The SNP won a lot of little competitions and UKIP lost a lot of big competitions.

This is what will happen with The General Election 2017: people who don’t like the Conservatives will divide their votes between Labour, The Greens, The Liberal Democrats and all manner of other parties. Corbyn is an outsider surrounded by many, many other outsiders. The Conservatives will win because, although more than half of the electorate will agree on change, they won’t be able to agree on what kind of change. The Conservatives will win a larger majority by winning lots of competitions by default – they are the only insiders running.

If the UK Political system sound crazy and broken when compared to other European countries which use proportional representation, just remember that The UK had a chance to reform voting law in 2011.

They voted no.

englishman abroad, politics


People sometimes ask me about what I think of Brexit and this week was no exception. This week The United Kingdom began the process of leaving the European Union.

I wanted Britain to remain in the European Union and would have voted accordingly, but the electoral office in Scotland, where I used to live, lost my application.

After all, I live in Germany, I work here, I have a family and friends here, my daughter is half German.
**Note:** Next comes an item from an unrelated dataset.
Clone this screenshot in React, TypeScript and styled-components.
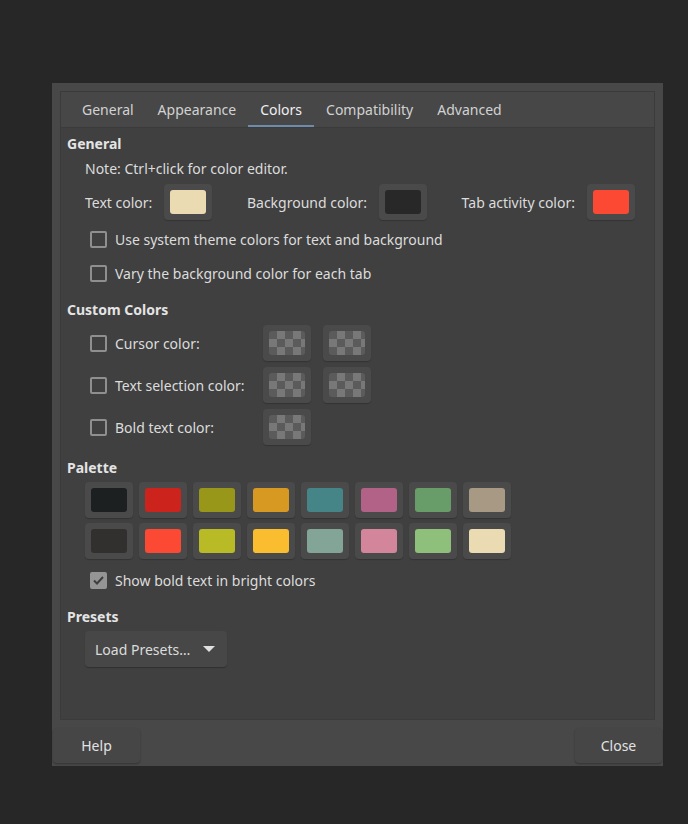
import styled, { createGlobalStyle } from 'styled-components';

const Global = createGlobalStyle`
  html, body {
    margin: 0;
    padding: 0;
    background: #272727;
  }
  body {
    font-family: "Noto Sans", "Open Sans", sans-serif;
    font-size: 14px;
    color: #dcdcdc;
  }
`;

const Page = styled.div`
  width: 688px;
  height: 824px;
  padding: 83px 0 0 52px;
  box-sizing: border-box;
`;

const Dialog = styled.div`
  width: 611px;
  height: 683px;
  background: #484848;
  display: flex;
  flex-direction: column;
  box-sizing: border-box;
  padding: 8px 8px 0 8px;
`;

const Notebook = styled.div`
  flex: 1;
  display: flex;
  flex-direction: column;
  border: 1px solid #3b3b3b;
  background: #404040;
`;

const TabBar = styled.div`
  height: 35px;
  display: flex;
  align-items: stretch;
  padding-left: 9px;
  background: #474747;
  border-bottom: 1px solid #3b3b3b;
`;

const Tab = styled.div<{ active?: boolean }>`
  padding: 0 12px;
  display: flex;
  align-items: center;
  color: ${({ active }) => (active ? '#f0f0f0' : '#d2d2d2')};
  box-shadow: ${({ active }) => (active ? 'inset 0 -2px 0 #6d8cab' : 'none')};
`;

const Content = styled.div`
  flex: 1;
  padding: 6px 0 0 6px;
  display: flex;
  flex-direction: column;
`;

const Heading = styled.div<{ top?: number }>`
  font-weight: bold;
  color: #e4e4e4;
  height: 20px;
  line-height: 20px;
  margin-top: ${({ top }) => top ?? 0}px;
`;

const Note = styled.div`
  margin: 5px 0 0 18px;
  height: 20px;
  line-height: 20px;
`;

const ColorRow = styled.div`
  display: flex;
  justify-content: space-between;
  margin: 5px 19px 0 18px;
`;

const ColorGroup = styled.div`
  display: flex;
  align-items: center;
  gap: 12px;
`;

const SwatchButton = styled.div`
  width: 48px;
  height: 36px;
  box-sizing: border-box;
  padding: 6px;
  background: #4a4a4a;
  border-radius: 4px;
  box-shadow: 0 1px 1px rgba(0, 0, 0, 0.2);
`;

const Swatch = styled.div<{ color: string }>`
  width: 100%;
  height: 100%;
  border-radius: 3px;
  background: ${({ color }) => color};
`;

const Checker = styled.div`
  width: 100%;
  height: 100%;
  border-radius: 3px;
  background-color: #5b5b5b;
  background-image: repeating-conic-gradient(#787878 0% 25%, #5b5b5b 0% 50%);
  background-size: 16px 16px;
`;

const CheckRow = styled.label<{ top?: number }>`
  display: flex;
  align-items: center;
  gap: 8px;
  margin: ${({ top }) => top ?? 0}px 0 0 23px;
  height: 20px;
`;

const Box = styled.span<{ checked?: boolean }>`
  width: 17px;
  height: 17px;
  box-sizing: border-box;
  border-radius: 2px;
  border: 2px solid ${({ checked }) => (checked ? '#959595' : '#8f8f8f')};
  background: ${({ checked }) => (checked ? '#959595' : 'transparent')};
  display: flex;
  align-items: center;
  justify-content: center;
`;

const CustomGrid = styled.div`
  display: grid;
  grid-template-columns: 161px 48px 48px;
  column-gap: 12px;
  row-gap: 6px;
  margin: 5px 0 0 23px;
  align-items: center;
`;

const CustomLabel = styled.div`
  display: flex;
  align-items: center;
  gap: 8px;
`;

const PaletteGrid = styled.div`
  display: grid;
  grid-template-columns: repeat(8, 48px);
  column-gap: 6px;
  row-gap: 5px;
  margin: 4px 0 0 18px;
`;

const DropButton = styled.div`
  margin: 4px 0 0 18px;
  width: 142px;
  height: 36px;
  box-sizing: border-box;
  padding: 0 10px;
  display: flex;
  align-items: center;
  justify-content: space-between;
  background: #474747;
  border-radius: 4px;
  box-shadow: 0 1px 1px rgba(0, 0, 0, 0.25);
`;

const Arrow = styled.span`
  width: 0;
  height: 0;
  border-left: 6px solid transparent;
  border-right: 6px solid transparent;
  border-top: 6px solid #e0e0e0;
  margin-right: 2px;
`;

const Actions = styled.div`
  height: 46px;
  display: flex;
  justify-content: space-between;
  align-items: flex-start;
  margin: 0 -7px;
  padding-top: 8px;
  box-sizing: border-box;
`;

const ActionButton = styled.div`
  width: 87px;
  height: 35px;
  display: flex;
  align-items: center;
  justify-content: center;
  background: #464646;
  border-radius: 4px;
  box-shadow: 0 1px 2px rgba(0, 0, 0, 0.3);
  color: #e2e2e2;
`;

const tabs = ['General', 'Appearance', 'Colors', 'Compatibility', 'Advanced'];
const palette = [
  '#1d2021', '#cc241d', '#98971a', '#d79921', '#458588', '#b16286', '#689d6a', '#a89984',
  '#32302f', '#fb4934', '#b8bb26', '#fabd2f', '#83a598', '#d3869b', '#8ec07c', '#ebdbb2',
];

const Check = ({ checked }: { checked?: boolean }) => (
  <Box checked={checked}>
    {checked && (
      <svg width="13" height="13" viewBox="0 0 13 13">
        <path d="M2 6.5 L5 9.5 L11 3" fill="none" stroke="#3e3e3e" strokeWidth="2" />
      </svg>
    )}
  </Box>
);

export default function App() {
  return (
    <Page>
      <Global />
      <Dialog>
        <Notebook>
          <TabBar>
            {tabs.map((t) => (
              <Tab key={t} active={t === 'Colors'}>{t}</Tab>
            ))}
          </TabBar>
          <Content>
            <Heading>General</Heading>
            <Note>Note: Ctrl+click for color editor.</Note>
            <ColorRow>
              <ColorGroup>
                Text color:
                <SwatchButton><Swatch color="#ebdbb2" /></SwatchButton>
              </ColorGroup>
              <ColorGroup>
                Background color:
                <SwatchButton><Swatch color="#282828" /></SwatchButton>
              </ColorGroup>
              <ColorGroup>
                Tab activity color:
                <SwatchButton><Swatch color="#fb4934" /></SwatchButton>
              </ColorGroup>
            </ColorRow>
            <CheckRow top={9}><Check />Use system theme colors for text and background</CheckRow>
            <CheckRow top={14}><Check />Vary the background color for each tab</CheckRow>
            <Heading top={17}>Custom Colors</Heading>
            <CustomGrid>
              <CustomLabel><Check />Cursor color:</CustomLabel>
              <SwatchButton><Checker /></SwatchButton>
              <SwatchButton><Checker /></SwatchButton>
              <CustomLabel><Check />Text selection color:</CustomLabel>
              <SwatchButton><Checker /></SwatchButton>
              <SwatchButton><Checker /></SwatchButton>
              <CustomLabel><Check />Bold text color:</CustomLabel>
              <SwatchButton><Checker /></SwatchButton>
            </CustomGrid>
            <Heading top={13}>Palette</Heading>
            <PaletteGrid>
              {palette.map((c, i) => (
                <SwatchButton key={i}><Swatch color={c} /></SwatchButton>
              ))}
            </PaletteGrid>
            <CheckRow top={11}><Check checked />Show bold text in bright colors</CheckRow>
            <Heading top={17}>Presets</Heading>
            <DropButton>Load Presets… <Arrow /></DropButton>
          </Content>
        </Notebook>
        <Actions>
          <ActionButton>Help</ActionButton>
          <ActionButton>Close</ActionButton>
        </Actions>
      </Dialog>
    </Page>
  );
}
It’s in my own, selfish interest that The UK stay part of the EU. Now, with article 50 triggered, my future looks uncertain. Will I require a visa? Should we stay in Germany or go to Britain? Is that a choice I am in an informed position to make? What’s best for my family? Where are the jobs? Where is my future?

Brexit has certainly raised more questions than it has answered.

But on referendum day I understood why my countrymen had voted to leave. Every year the UK pays a lot of money into the EU, every year the EU tells the UK what laws to follow, who it can trade with, who can enter and leave.

The EU seems to make a  lot of sense for the poorer countries, but richer ones?

The UK wants a different future to that of the EU. The EU seeks to unite Europe under a common flag, anthem, currency, court, parliament, law… it all sounds very noble. Maybe it is, but we are not all the same.

Take healthcare. A publicly-insured German can expect to pay several hundred euros per month for medical care (over 15% of their income). If they require treatment they might have to pay a deductible. Medicine, prescriptions, examinations, advice and appointments, everything seems to cost just a little bit extra.

A Briton can go to hospital for free. See their doctor for free. Get medicine for £8.40 rather than hundreds of pounds. Now imagine having to extending that privilege to every single person who comes to the UK through EU law.

The EU is a big government making big decisions…

It seems to make a lot of sense for the big people, but the little ones?